Liberty, Equality & Caribou
Celebrating 50 years of the Arctic National Wildlife Refuge
This December, we celebrate the improbable survival of the wildest of the wild. Fifty years ago, President Dwight D. Eisenhower established what was then called the Arctic National Wildlife Range to protect the "unique wildlife, wilderness and recreation values" of 8.9 million acres in far northeastern Alaska. In 1980, its size was doubled, and it was renamed the Arctic National Wildlife Refuge. Most was designated wilderness—with the exception of a strip of land north of the Brooks Range that is believed to harbor large deposits of oil.
Congress has fiercely debated whether to allow drilling there ever since. In 1995, President Bill Clinton's veto of a budget bill
that included drilling in the refuge led to a shutdown of the entire federal government. Just this spring, in the wake of the BP oil disaster, Sarah Palin claimed that her "drill, baby, drill" mantra actually referred to "safe onshore places like ANWR."

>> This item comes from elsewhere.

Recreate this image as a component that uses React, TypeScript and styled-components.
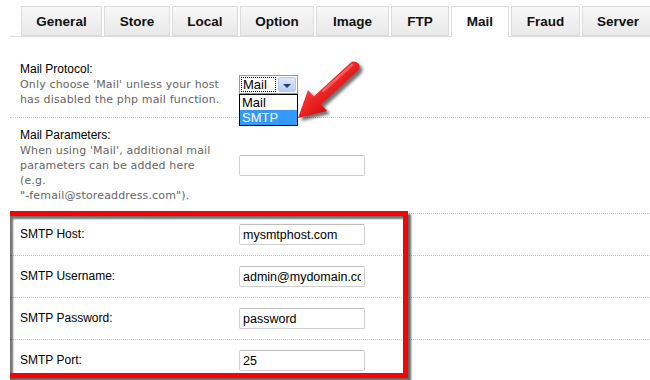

For the moment, the refuge is safe, and the vast migrations of caribou continue as they have for millennia. Environmental groups and Native people who depend on the caribou are still pushing for wilderness protection for the coastal plain, as well as for "resilient habitat" principles to be incorporated into the refuge's new management plan, now being drafted. "We've worked to protect the refuge for 50 years," says Sierra Club senior regional representative Dan Ritzman. "Now we're looking forward to the next 50 years, or 100 years. Because of climate change, this is one of the most-threatened habitats in the United States."

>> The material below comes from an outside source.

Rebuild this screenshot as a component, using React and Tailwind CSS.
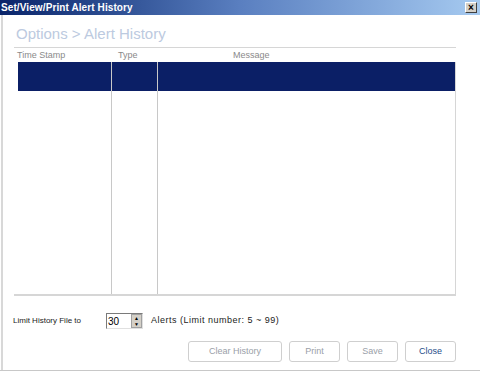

While the refuge officially celebrates its 50th birthday this year, the area's natural wonders have been championed since the 1920s—by pioneering conservationists Olaus and Margaret Murie, and later by Supreme Court Justice William O. Douglas, who called it "this last American living wilderness." In their footsteps comes author Terry Tempest Williams, who adapted the following essay for Sierra from her book The Open Space of Democracy (Orion Society, 2004).
The Open Space of Democracy
by Terry Tempest Williams
Caribou stream over mountain passes near the Hulahula River to the plains beyond. | Photo by Florian Schulz/Visions of the Wild
The Arctic is balancing on an immense mirror. The water table is visible. Pools of light gather: lakes, ponds, wetlands. The tundra is shimmering. One squints perpetually.

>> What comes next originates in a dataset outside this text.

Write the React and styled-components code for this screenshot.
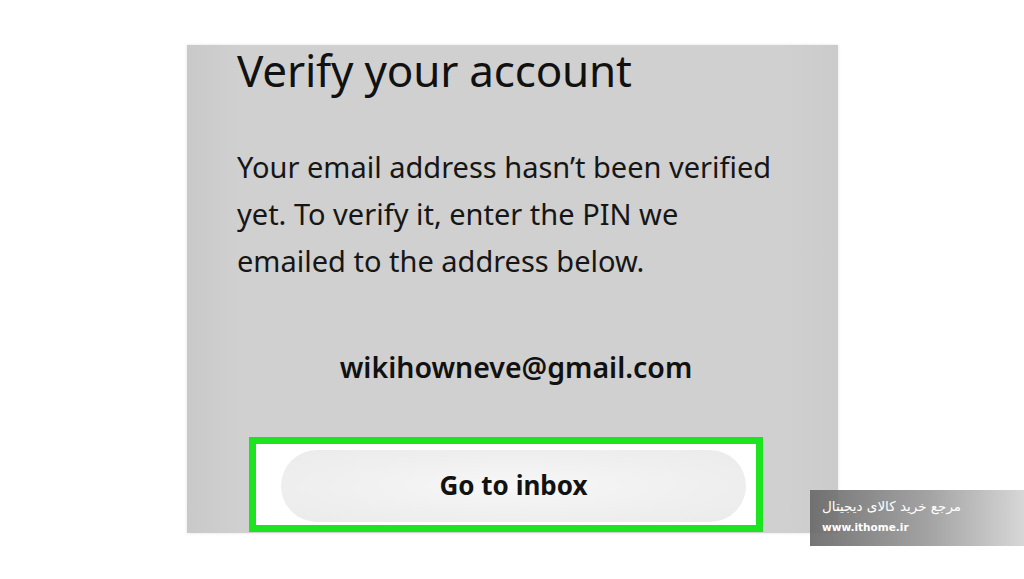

Drinking from the river—I am drinking from the river—this tincture of glaciers, this press of ice warmed by the sun. If water can pool in one's heart, then my heart is full. My arid heart has been waiting for decades, maybe three, for the return of this childhood pleasure of drinking directly from the source.
Drinking from the river. We all are. Ten pilgrims unaided. No iodine. No fancy filters or pumps, just the sweet dip of our cups from river to mouth, as much as we want, whenever we want. Our deep unmeasured thirsts are quelled. When my father asks me what it was like to visit the Arctic National Wildlife Refuge, I will simply say, "We drank from the river."
Deep dreams. We awake to the distress cries of a lesser yellowlegs. For two hours, this bird is relentless. I finally resort to counting: ninety cries per minute. Brooke and I get up to see if we are camped by her nest but find nothing.
We walk the tundra behind us, up its terraces and steppes. We find bear tracks, caribou tracks, and a family of northern shrikes. We are bathed in light, endless light, sometimes volatile, ever changing. We watch weather as one watches fire.
I think of the Arctic National Wildlife Refuge as a place where the ongoing natural processes of life can continue without interference. Our evolutionary past and our future are secure here. This is the place where the press of humanity can be lifted in the name of restraint and where our species' magnanimous nature can be practiced. The Arctic becomes a breathing space. In the company of wild nature, we experience our own humble core of dependency on the land.
This is the open space of democracy. Raw, wild beauty is a deeply held American value. It is its own declaration of independence. Equality is experienced through humility. Liberty is expressed through the simple act of wandering.
I thought I saw a musk ox across the river. It was an empty oil drum.
3 a.m. Divine light. I am called out of my tent by the sun. I walk north blinded by its radiance. On top of the ridge, I see two of my fellow travelers. I wave. They wave back. One raises his arms above his head with bent elbows. I understand. Caribou. My binoculars scan the landscape for several minutes. Heads, antlers, backs, tails, hooves, one caribou merges with another. Calves are jumping next to their mothers. It is an endless stream of animals walking across the tundra. Without my field glasses they register as a heat wave. I cannot take my eyes off of them.
One by one, members of our party rise from their tents. They rise to a rainbow and another. A double rainbow is arching over the plains in Arctic light, and we watch, as human beings have always watched, the great herds in motion.